Around 50,000 people visit the ice palace on top of the Jungfraujoch each year Keystone

Man's enduring love affair with the mountains is the subject of a new exhibition at the Swiss Alpine Museum in Bern.

The exhibition, entitled “Jungfrau, Mönch and Eiger – stories about the fascination of the mountains”, features paintings, posters and postcards of the famous mountain trio in the Bernese Oberland.

It displays the peaks in all their glory and shows how their beauty depends on the play of light on the rocks and snow, ice and vegetation, the weather and the time of day.

The idea for the exhibition came last year when Beat Gugger, the museum’s guest curator and initiator, embarked on a personal odyssey to find out why mountains are so beautiful.

Even though Gugger spent a year in search of the truth, he didn’t really find an answer to his question.

“It is difficult to find words to explain the beauty of mountains. In preparation for the exhibition we did a survey and most people said they find their vastness, their distance and their mystique fascinating.”

Terrifying terrain

Before the 18th century, mountains were regarded as rather terrifying and it was not until 1730 – when art started to concentrate more on the aesthetic beauty of nature – that mountains came to be seen as picturesque and idyllic.

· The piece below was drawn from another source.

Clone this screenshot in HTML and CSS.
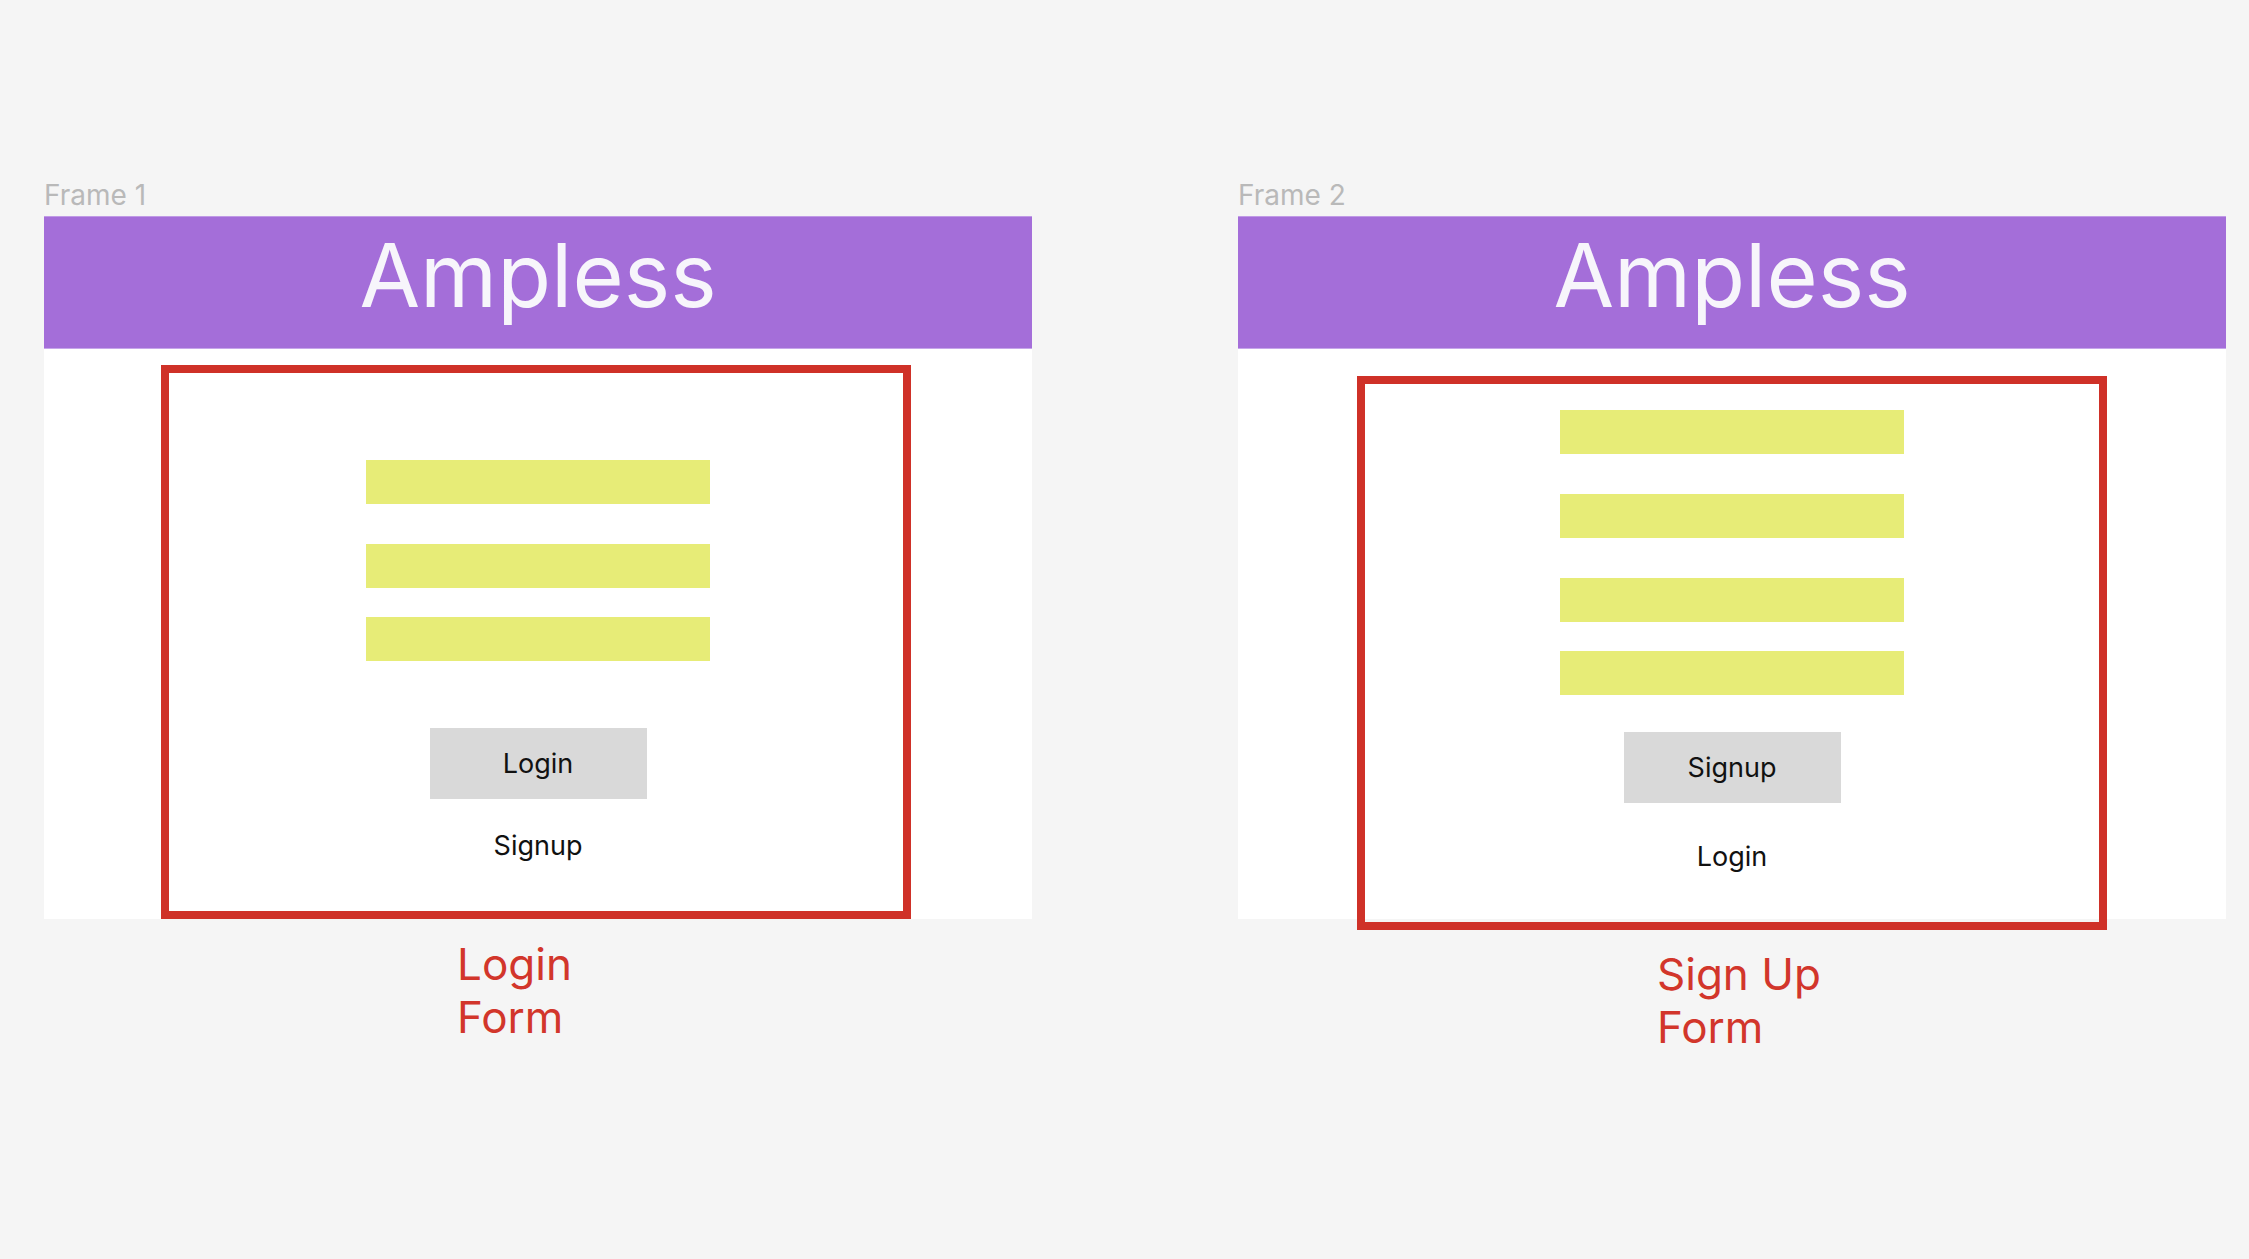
FILE: index.html
```html
<!DOCTYPE html>
<html lang="en">
<head>
<meta charset="utf-8">
<title>Ampless wireframes</title>
<link rel="stylesheet" href="styles.css">
</head>
<body>
<main class="canvas">
  <section class="board board-login">
    <div class="frame-name">Frame 1</div>
    <div class="frame">
      <header class="frame-header">Ampless</header>
      <div class="frame-body">
        <div class="callout callout-login">
          <div class="field"></div>
          <div class="field field-gap"></div>
          <div class="field field-gap-sm"></div>
          <div class="btn btn-login">Login</div>
          <div class="link link-login">Signup</div>
        </div>
      </div>
    </div>
    <div class="note note-login">Login<br>Form</div>
  </section>

  <section class="board board-signup">
    <div class="frame-name">Frame 2</div>
    <div class="frame">
      <header class="frame-header">Ampless</header>
      <div class="frame-body">
        <div class="callout callout-signup">
          <div class="field"></div>
          <div class="field field-gap"></div>
          <div class="field field-gap"></div>
          <div class="field field-gap-sm"></div>
          <div class="btn btn-signup">Signup</div>
          <div class="link link-signup">Login</div>
        </div>
      </div>
    </div>
    <div class="note note-signup">Sign Up<br>Form</div>
  </section>
</main>
</body>
</html>
```

FILE: styles.css
```css
html, body {
  margin: 0;
  padding: 0;
  background: #f5f5f5;
}

body {
  width: 2249px;
  height: 1259px;
  overflow: hidden;
  font-family: Inter, "Noto Sans", "Liberation Sans", sans-serif;
}

.canvas {
  display: flex;
  align-items: flex-start;
  gap: 206px;
  padding: 178px 0 0 44px;
}

.board {
  display: flex;
  flex-direction: column;
  width: 988px;
}

.frame-name {
  font-size: 28px;
  line-height: 34px;
  color: #b9b9b9;
  margin-bottom: 4px;
}

.frame {
  display: flex;
  flex-direction: column;
}

.frame-header {
  box-sizing: border-box;
  height: 133px;
  padding-top: 6px;
  background: #a46ed9;
  border-top: 1px solid #c09ae6;
  border-bottom: 1px solid #c6a6ea;
  color: #f7f5fb;
  font-size: 88px;
  line-height: 104px;
  text-align: center;
}

.frame-body {
  height: 570px;
  background: #ffffff;
  display: flex;
  flex-direction: column;
}

.callout {
  box-sizing: border-box;
  width: 750px;
  height: 554px;
  border: 8px solid #cf3128;
  display: flex;
  flex-direction: column;
  align-items: center;
  flex-shrink: 0;
}

.callout-login {
  margin: 16px 0 0 117px;
  padding: 87px 0 0 4px;
}

.callout-signup {
  margin: 27px 0 0 119px;
  padding: 26px 0 0 0;
}

.field {
  width: 344px;
  height: 44px;
  background: #e7ec77;
  flex-shrink: 0;
}

.field-gap {
  margin-top: 40px;
}

.field-gap-sm {
  margin-top: 29px;
}

.btn {
  width: 217px;
  height: 71px;
  background: #d9d9d9;
  color: #111111;
  font-size: 27px;
  line-height: 71px;
  text-align: center;
  flex-shrink: 0;
}

.btn-login {
  margin-top: 67px;
}

.btn-signup {
  margin-top: 37px;
}

.link {
  font-size: 27px;
  line-height: 33px;
  color: #111111;
  text-align: center;
}

.link-login {
  margin-top: 30px;
}

.link-signup {
  margin-top: 37px;
}

.note {
  font-size: 44px;
  line-height: 53px;
  color: #d2362b;
}

.note-login {
  margin: 19px 0 0 413px;
}

.note-signup {
  margin: 29px 0 0 419px;
}
```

An explosion of construction work in the Swiss Alps over the last century, with cable cars, funiculars, trains and ski lifts scaling peaks, also allowed increased public access to mountain areas.

An average of about 450,000 to 500,000 people now take the train to the top of the Jungfraujoch each year, and at peak times up to 6,000 people are transported daily to the “top of Europe”, as the Jungfraujoch is also called.

Urs Kneubühl, director of the Alpine museum, accepts that the mountains are no longer as remote and romantic as they used to be, but he says there are many places where people can still find peace and quiet.

“Even though there are places which seem less beautiful due to the vast number of tourists, you can still find places in the Alps that are remote. I know tourism can be a problem but it would be wrong to say the beauty of the Alps has been destroyed,” he said.

Stunning views

For Gugger, it is also important to relax when enjoying a beautiful view. He says this is best achieved while lying on the grass – something that can be done at the exhibition.

Visitors can stretch their legs on a little grassy area and look at a painted version of the famous trio of “Eiger, Mönch and Jungfrau”, just as Lord Byron and Jon Cam Hobhouse did in 1816.

When the two English poets reached the “Hundschopf”, Hobhouse wrote the following entry in his diary: “We lay down for a while to gaze at this renowned view – then we wrote our names on a piece of paper, which we hid under a little stone near a blue tree.”

According to the accompanying text, many tourists have emulated the poets’ piece of vandalism by leaving their names on walls and benches.

The exhibition runs until December 1 2002.